Valuing and buying an airport can be a tricky business for investors, as they have to look to the ultra-long term – 20 years or more – to get an idea of where the business is really headed.
Of course, the further away from present day you get with your estimates, the more likely they are to be poor. This is why annual reports are so important, allowing investors to examine a business’ progress and if necessary, be brought back to reality gently rather than in 10 years with a resounding crash.

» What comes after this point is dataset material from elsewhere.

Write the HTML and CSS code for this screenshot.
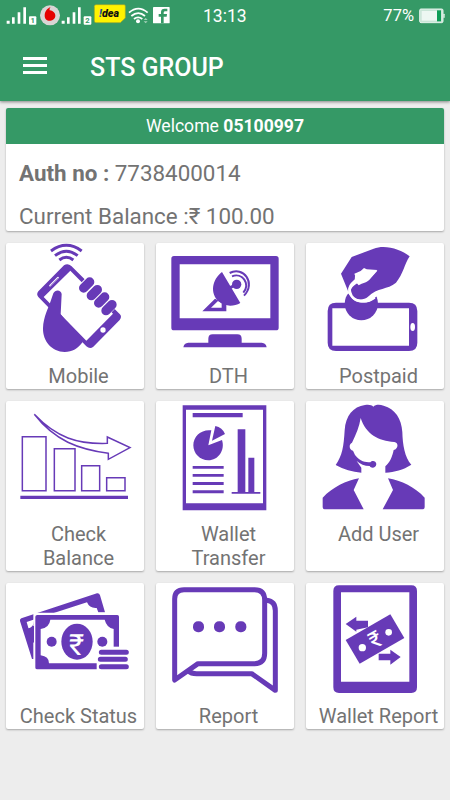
FILE: index.html
```html
<!DOCTYPE html>
<html lang="en">
<head>
  <meta charset="UTF-8">
  <meta name="viewport" content="width=device-width, initial-scale=1">
  <title>STS GROUP</title>
  <link rel="stylesheet" href="styles.css">
</head>
<body>
  <header class="header">
    <div class="status-bar">
      <svg class="status-icons" viewBox="0 0 540 96">
        <!-- sim 1 signal -->
        <g class="white">
          <path d="M20 62h9v9h-9zM36 52h8v19h-8zM53 37h8v34h-8zM70 22h8v49h-8z"/>
          <rect x="87" y="49" width="22" height="25" rx="3"/>
          <path d="M185 62h9v9h-9zM201 52h8v19h-8zM218 37h8v34h-8zM234 22h8v49h-8z"/>
          <rect x="251" y="49" width="23" height="25" rx="3"/>
        </g>
        <text class="sim" x="98" y="70">1</text>
        <text class="sim" x="262" y="70">2</text>
        <!-- operator badges -->
        <circle cx="150" cy="46" r="30" fill="#d9d5d5"/>
        <path d="M152 21c-3 3-4 6-3 10 12 2 18 9 17 18-1 8-8 14-17 13-9 0-15-6-15-15 0-13 9-23 18-26z" fill="#e60000"/>
        <path d="M288 14h84q4 0 4 4v36l-15 14h-73q-5 0-5-5v-44q0-5 5-5z" fill="#fff200" stroke="#9aa52d" stroke-width="2"/>
        <text class="operator" x="297" y="52" textLength="60" lengthAdjust="spacingAndGlyphs"><tspan fill="#1f4e9c">!</tspan>dea</text>
        <!-- wifi -->
        <g fill="none" stroke="#fff" stroke-width="5.5">
          <path d="M387 38q28-24 56 0M394 48q21-17 41 0M402 57q12-10 25 0"/>
        </g>
        <circle class="white" cx="414" cy="64" r="6"/>
        <path d="M431 60l6-6 6 6zM431 64l6 6 6-6z" fill="#a5d1b9"/>
        <!-- facebook -->
        <rect class="white" x="459" y="21" width="50" height="49" rx="2"/>
        <path d="M483 70V50h-7v-8h7v-6q0-10 11-10h8v8h-6q-5 0-5 4v4h10l-1 8h-9v20z" fill="#359966"/>
      </svg>
      <span class="time">13:13</span>
      <span class="battery-text">77%</span>
      <svg class="battery" viewBox="0 0 78 48">
        <rect x="2" y="3" width="70" height="41" rx="4" fill="#c9e5d7" stroke="#e4f3eb" stroke-width="3"/>
        <rect x="8" y="9" width="46" height="29" fill="#edf7f2"/>
        <rect x="54" y="7" width="12" height="33" fill="#0e9d57"/>
        <rect x="73" y="17" width="4" height="13" rx="2" fill="#e4f3eb"/>
      </svg>
    </div>
    <div class="toolbar">
      <button class="menu-button" aria-label="Menu"><span></span><span></span><span></span></button>
      <h1>STS GROUP</h1>
    </div>
  </header>

  <main>
    <section class="account card">
      <div class="welcome">Welcome <b>05100997</b></div>
      <p><b>Auth no :</b> 7738400014</p>
      <p>Current Balance :₹ 100.00</p>
    </section>

    <section class="menu">
      <a class="item card">
        <svg viewBox="18 14 414 345">
          <g class="line" stroke-width="9">
            <path d="M153 38q46-34 92 0M165 52q34-26 68 0M178 65q21-16 42 0"/>
          </g>
          <path fill-rule="evenodd" d="M192 81q11-7 22 2l145 144q8 8 0 18l-79 80q-10 9-21-1L115 176q-7-8 0-17zM211 97L131 176 259 307 339 226z"/>
          <circle class="white" cx="309" cy="275" r="8"/>
          <path d="M150 142l24-24" stroke="#fff" stroke-width="5" stroke-linecap="round"/>
          <path d="M151 142l23-23" stroke="#673ab7" stroke-width="1.5"/>
          <path d="M160 165c5-12 23-12 25 2l-3 61 66 83c-14 20-31 30-54 30-38 0-66-32-65-71 1-35 18-65 22-79z"/>
          <g stroke="#fff" stroke-width="33" stroke-linecap="round">
            <path d="M251 149l18-19M273 172l18-19M296 194l18-19M318 216l18-19"/>
          </g>
          <g stroke="#673ab7" stroke-width="28" stroke-linecap="round">
            <path d="M251 149l18-18M274 172l18-18M296 194l18-18M318 217l18-18"/>
          </g>
        </svg>
        <span>Mobile</span>
      </a>

      <a class="item card">
        <svg viewBox="18 14 414 345">
          <path fill-rule="evenodd" d="M72 53h306q8 0 8 8v207q0 8-8 8H72q-8 0-8-8V61q0-8 8-8zM89 78v162h272V78z"/>
          <path d="M100 327q2-13 15-14h60v-12q0-13 13-13h74q13 0 13 13v12h60q13 1 15 14z"/>
          <path d="M216 101c-31 23-36 65-10 88 19 17 45 16 65 5z"/>
          <circle cx="260" cy="138" r="14"/>
          <path d="M236 150l20-10" stroke="#673ab7" stroke-width="9"/>
          <path fill-rule="evenodd" d="M195 181l34 17v21h-72zM204 188l-21 20h32v-14z"/>
          <g class="line" stroke-width="6">
            <path d="M239 104c41-22 80 30 43 68M246 114c31-12 56 22 34 49"/>
          </g>
        </svg>
        <span>DTH</span>
      </a>

      <a class="item card">
        <svg viewBox="18 14 414 345">
          <path fill-rule="evenodd" d="M108 193h219q25 0 25 25v95q0 25-25 25H108q-25 0-25-25v-95q0-25 25-25zM97 210v112h230V210z"/>
          <ellipse class="white" cx="338" cy="266" rx="7" ry="12"/>
          <circle cx="184" cy="196" r="50"/>
          <path d="M123 140h120v26l-15 9c-18 23-62 24-75 0z" fill="#fff"/>
          <path d="M145 160L123 106l32-50 66-25c34-14 83 2 108 23-16 24-19 53-41 79-26 22-55 13-84 42-15 14-48 10-52-10-2-16 10-27 30-34 10-4 23-1 29-11l21-25-32-2-8-4-10 9-19 8 8 22c-17 8-28 15-26 32z"/>
          <path d="M192 91l8 4 32 2-24 27c-8 9-20 9-32 17l-12-14 1-14 20-9z" fill="#fff"/>
          <path d="M171 123c-23 17-27 29-17 49 13 21 48 22 70 5" fill="none" stroke="#fff" stroke-width="8"/>
        </svg>
        <span>Postpaid</span>
      </a>

      <a class="item card">
        <svg viewBox="18 14 414 345">
          <g class="line" stroke-width="4.5">
            <path d="M67 121h71v162H67zM163 157h62v126h-62zM245 208h54v75h-54zM320 244h55v39h-55z"/>
            <path d="M103 54c66 70 130 90 219 87v-19l68 32-65 35v-18c-90-13-160-37-222-117z"/>
          </g>
          <path d="M61 298h323v10H61z"/>
        </svg>
        <span>Check<br>Balance</span>
      </a>

      <a class="item card">
        <svg viewBox="18 14 414 345">
          <path fill-rule="evenodd" d="M98 27h251v315H98zM108 40v281h231V40z"/>
          <path d="M128 50h150v13H128zM128 209h93v8h-93zM128 233h93v8h-93zM128 257h93v9h-93zM128 282h93v9h-93zM263 99h23v189h-23zM295 184h18v104h-18zM245 287h86v5h-86z"/>
          <path d="M184 102c-29-4-54 17-54 45 0 25 20 45 45 45 30 0 51-31 41-61l-41 16z"/>
          <path d="M196 89q21 4 29 24l-39 20z"/>
        </svg>
        <span>Wallet<br>Transfer</span>
      </a>

      <a class="item card">
        <svg viewBox="18 14 414 345">
          <path d="M107 206c20-28 24-55 27-104 3-44 25-71 61-76 12-2 20 0 25 5 6-6 18-7 31-3 34 10 54 38 56 79 1 38 7 76 27 98-25 16-50 22-78 24v-19c14-12 21-29 25-49 15-3 15-23 2-24-48-3-85-23-101-72-4 26-13 48-26 74-10 4-9 21 3 24l6 13c16 20 31 22 46 22 4-6 17-6 18 5-1 13-16 14-20 6-15 0-29-6-39-15l14 20v15c-27-3-53-9-77-23z"/>
          <path d="M177 246c-38 7-79 26-109 58v29q0 6 6 6h117l-30-58zM264 246c40 7 81 26 110 58v29q0 6-6 6H248l31-58z"/>
        </svg>
        <span>Add User</span>
      </a>

      <a class="item card">
        <svg viewBox="18 14 414 345">
          <path fill-rule="evenodd" d="M64 120L291 45q7-1 9 6l15 51h-20l-5-13q-21 2-29-17L122 117 80 131l6 21 14-10v100h-4L60 128q-1-6 4-8z"/>
          <path d="M84 150q17-1 18-24v67q-7 0-9-14z"/>
          <path d="M100 103h254v40H100z" fill="#fff"/>
          <path fill-rule="evenodd" d="M112 110h240q5 0 5 5v153q0 5-5 5H112q-6 0-6-5V115q0-5 6-5zM151 124q-3 24-29 28v79q25 3 25 24h194V152q-21-4-27-28z"/>
          <path d="M290 205h74v73h-74z" fill="#fff"/>
          <circle cx="155" cy="190" r="15"/>
          <circle cx="307" cy="190" r="15"/>
          <ellipse cx="231" cy="190" rx="47" ry="54"/>
          <text class="rupee" x="230" y="229">₹</text>
          <g stroke="#673ab7" stroke-width="15" stroke-linecap="round">
            <path d="M304 222h75M301 243h75M304 265h75"/>
          </g>
        </svg>
        <span>Check Status</span>
      </a>

      <a class="item card">
        <svg viewBox="18 14 414 345">
          <g class="line" stroke-width="15" stroke-linejoin="round">
            <path d="M102 34h212q30 0 30 31v160q0 31-30 31H144l-70 49V62q0-28 28-28z"/>
            <path d="M350 66q26 3 26 31v239l-71-50H140q-17 0-24-8"/>
          </g>
          <rect x="129" y="129" width="33" height="33" rx="15"/>
          <rect x="192" y="129" width="33" height="33" rx="15"/>
          <rect x="256" y="129" width="33" height="33" rx="15"/>
        </svg>
        <span>Report</span>
      </a>

      <a class="item card">
        <svg viewBox="18 14 414 345">
          <path fill-rule="evenodd" d="M117 21h217q17 0 17 17v289q0 17-17 17H117q-17 0-17-17V38q0-17 17-17zM123 42v268h205V42z"/>
          <path d="M137 185l134-77 42 71-134 77z"/>
          <path d="M137 137l32-22v12h35v20l-35 7v6zM302 236l-31-22v12h-35v20h35v13z"/>
          <circle class="white" cx="187" cy="208" r="11"/>
          <circle class="white" cx="266" cy="162" r="10"/>
          <text class="rupee small" transform="translate(238 204) rotate(-30)">₹</text>
        </svg>
        <span>Wallet Report</span>
      </a>
    </section>
  </main>
</body>
</html>
```

FILE: styles.css
```css
* {
  box-sizing: border-box;
}
body {
  margin: 0;
  min-height: 800px;
  background-color: #ededed;
  color: #737373;
  font-family: Roboto, "Liberation Sans", sans-serif;
}
.header {
  height: 101px;
  background-color: #359966;
  color: #fff;
  box-shadow: 0 1px 3px rgba(0, 0, 0, 0.45);
}
.status-bar {
  display: flex;
  align-items: center;
  height: 32px;
}
.status-icons {
  width: 180px;
  height: 32px;
}
.time {
  margin-left: 23px;
  font-size: 17.5px;
}
.battery-text {
  margin-left: auto;
  margin-right: 5px;
  margin-top: -2px;
  font-size: 16.5px;
}
.battery {
  width: 26px;
  height: 16px;
  margin-right: 5px;
}
.toolbar {
  display: flex;
  align-items: center;
  height: 69px;
  padding: 2px 0 0 23px;
}
.menu-button {
  display: flex;
  flex-direction: column;
  gap: 4px;
  width: 24px;
  margin-top: -4px;
  padding: 0;
  border: none;
  background: none;
}
.menu-button span {
  width: 24px;
  height: 3px;
  background-color: #fff;
}
h1 {
  margin: 0 0 0 43px;
  font-size: 25px;
  font-weight: 500;
}
main {
  padding: 6.5px 6px 0;
}
.card {
  background-color: #fff;
  border-radius: 2px;
  box-shadow: 0 1px 2px rgba(0, 0, 0, 0.3);
}
.account {
  height: 123px;
  overflow: hidden;
}
.welcome {
  height: 36px;
  background-color: #359966;
  color: #fff;
  font-size: 17.6px;
  line-height: 37px;
  text-align: center;
}
.account p {
  margin: 0;
  padding-left: 13px;
  font-size: 22.4px;
  line-height: 27px;
}
.account p:nth-of-type(1) {
  margin: 16px 0;
}
.menu {
  display: grid;
  grid-template-columns: repeat(3, 138px);
  gap: 12px;
  margin-top: 12px;
}
.item {
  display: flex;
  flex-direction: column;
  padding-bottom: 7px;
  font-size: 20px;
  line-height: 24px;
  text-align: center;
}
.item svg {
  display: block;
  width: 138px;
  height: 115px;
  fill: #673ab7;
}
.item span {
  margin-top: 6px;
  margin-bottom: -6px;
  padding-left: 7px;
}
.item .line {
  fill: none;
  stroke: #673ab7;
}
.white {
  fill: #fff;
}
.sim {
  fill: #359966;
  font-size: 23px;
  font-weight: 700;
  text-anchor: middle;
}
.operator {
  fill: #111;
  font-size: 30px;
  font-style: italic;
  font-weight: 900;
}
.item .rupee {
  fill: #fff;
  font-size: 88px;
  font-weight: 400;
  text-anchor: middle;
}
.item .small {
  font-size: 68px;
}
```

Fortunately, Auckland International Airport Ltd’s (ASX: AIA) strong performance continued in 2015:
- Income rose 6.9% to $508.5m
- Expenses rose 6.6% to $128.5m
- Reported profit after tax rose 3.5% to $223.5m
- Underlying* profit after tax rose 3.8% to $176.4m
- Earnings Per Share rose 6% to 18.78 cents per share
- Auckland International passenger numbers rose 5.7% and domestic passengers were up 4.2%
- Profit at North Queensland airports fell 9.8% on anaemic growth in passenger numbers (Mackay passengers fell 8.1%)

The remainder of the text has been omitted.